Rainforest Solutions Project

Promoting conservation and economic alternatives in British Columbia's Great Bear Rainforest

News

Great Bear Rainforest protected from heavy logging

March 31, 2009

(British Columbia) – For years, the majestic forests of towering Sitka spruce and 1,000-year-old cedars of western British Columbia were a nasty battleground between logging companies rushing to harvest the big trees and eco-activists planting their bodies in the way of the chainsaws. No more.

A landmark agreement among loggers, government and conservationists today permanently protects 5 million acres of the Great Bear Rainforest from logging and provides an effective timber harvest ban via “lighter-touch logging” on an additional 1.8 million acres of old-growth forest — all told, an area half the size of Switzerland.
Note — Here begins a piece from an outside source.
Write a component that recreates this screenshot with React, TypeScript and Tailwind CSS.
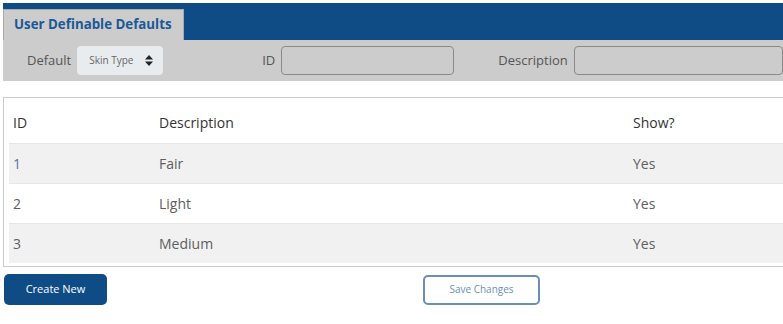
import React from 'react';

const rows = [
  { id: '1', description: 'Fair', show: 'Yes', link: true },
  { id: '2', description: 'Light', show: 'Yes', link: false },
  { id: '3', description: 'Medium', show: 'Yes', link: false },
];

function SortIcon() {
  return (
    <svg width="8" height="11" viewBox="0 0 8 11" className="fill-[#222]">
      <path d="M4 0 L8 4.5 H0 Z" />
      <path d="M4 11 L8 6.5 H0 Z" />
    </svg>
  );
}

export default function App() {
  return (
    <div className="w-[783px] h-[324px] bg-white pl-[3px] pt-[3px] font-['Open_Sans',sans-serif] overflow-hidden">
      <div className="h-[37px] bg-[#0f4c86] flex items-end">
        <div className="w-[181px] h-[31px] bg-[#cccccc] border-l border-t border-r border-[#a9a9a9] flex items-center pl-[10px]">
          <span className="text-[13.3px] font-bold text-[#1b5996]">User Definable Defaults</span>
        </div>
      </div>

      <div className="h-[41px] bg-[#cccccc] flex items-center text-[13px] text-[#555]">
        <span className="ml-[24px]">Default</span>
        <div className="ml-[6px] w-[86px] h-[29px] rounded-[4px] bg-[#e9ecef] flex items-center pl-[12px] pr-[10px] justify-between">
          <span className="text-[10px] text-[#666]">Skin Type</span>
          <SortIcon />
        </div>
        <span className="ml-[99px]">ID</span>
        <div className="ml-[6px] w-[173px] h-[29px] rounded-[4px] border border-[#8a8a8a] bg-[#cccccc]" />
        <span className="ml-[44px]">Description</span>
        <div className="ml-[6px] w-[209px] h-[29px] rounded-[4px] border border-[#8a8a8a] bg-[#cccccc]" />
      </div>

      <div className="mt-[16px] h-[170px] border-l border-t border-b border-[#cccccc] pl-[5px] text-[14px]">
        <div className="h-[45px] flex items-center pt-[4px] text-[#333]">
          <span className="w-[150px] pl-[4px]">ID</span>
          <span className="w-[474px]">Description</span>
          <span>Show?</span>
        </div>
        {rows.map((row, i) => (
          <div
            key={row.id}
            className={
              'h-[40px] flex items-center text-[#5e5e5e] border-t border-[#e6e6e6] ' +
              (i % 2 === 0 ? 'bg-[#f1f1f1]' : 'bg-white')
            }
          >
            <span className={'w-[150px] pl-[4px] ' + (row.link ? 'text-[#5573a8]' : '')}>{row.id}</span>
            <span className="w-[474px]">{row.description}</span>
            <span>{row.show}</span>
          </div>
        ))}
      </div>

      <div className="mt-[7px] flex items-center">
        <button className="ml-[1px] w-[103px] h-[31px] rounded-[5px] bg-[#0f4c86] text-white text-[11px]">
          Create New
        </button>
        <button className="ml-[316px] w-[117px] h-[30px] rounded-[5px] border-2 border-[#6a8fb7] bg-white text-[#6a8fb7] text-[10px]">
          Save Changes
        </button>
      </div>
    </div>
  );
}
Greenpeace, along with Sierra Club B.C. and ForestEthics, helped broker an unusually complex land management program (Download Great Bear Rainforest backgrounder) that is expected to provide a model for other forest conflicts around the world. The agreement finds a way to preserve the largest intact coastal temperate rainforest on the planet while still providing timber industry access to some of the old-growth stands, and nurturing ecologically sustainable businesses for native First Nation groups whose livelihoods depend on the forest.

The rainforest is named for the unique subspecies of black bear that, in the dense forests and pristine valleys that stretch 250 miles along the Pacific coast, occasionally produces a cub with an unusual white coat.

“We and our partners started our with a very bold idea: that you could marry environmental protection with economic and community well-being,” said Stephanie Goodwin, senior forest campaigner for Greenpeace.

From blockading logging roads in the 1990s, conservationists moved to pressuring home improvement companies like Home Depot to swear off the fine-grained wood products fashioned from the rainforest’s old-growth trees. “There came a point when the logging industry and we said, there must be a better way of doing this,” Goodwin said. “In 2001, we decided to sit down and see what a solution might be.”

Now the details are worked out, and the protections are enshrined in law, regulation, and $120 million worth of funding for conservation management and sustainable business ventures. “As we recognize the ecological integrity of this region, it is important that we also see today as a good day for the industry. This milestone helps provide assurance to customers worldwide that high-quality forest products will continue to be supplied from the B.C. Coast,” said Richard Garneau, CEO of Catalyst Paper Corp.

Environmental groups hope to win even more protections later to increase the amount of old-growth forest protected from 50%, in the current pact, to 70%.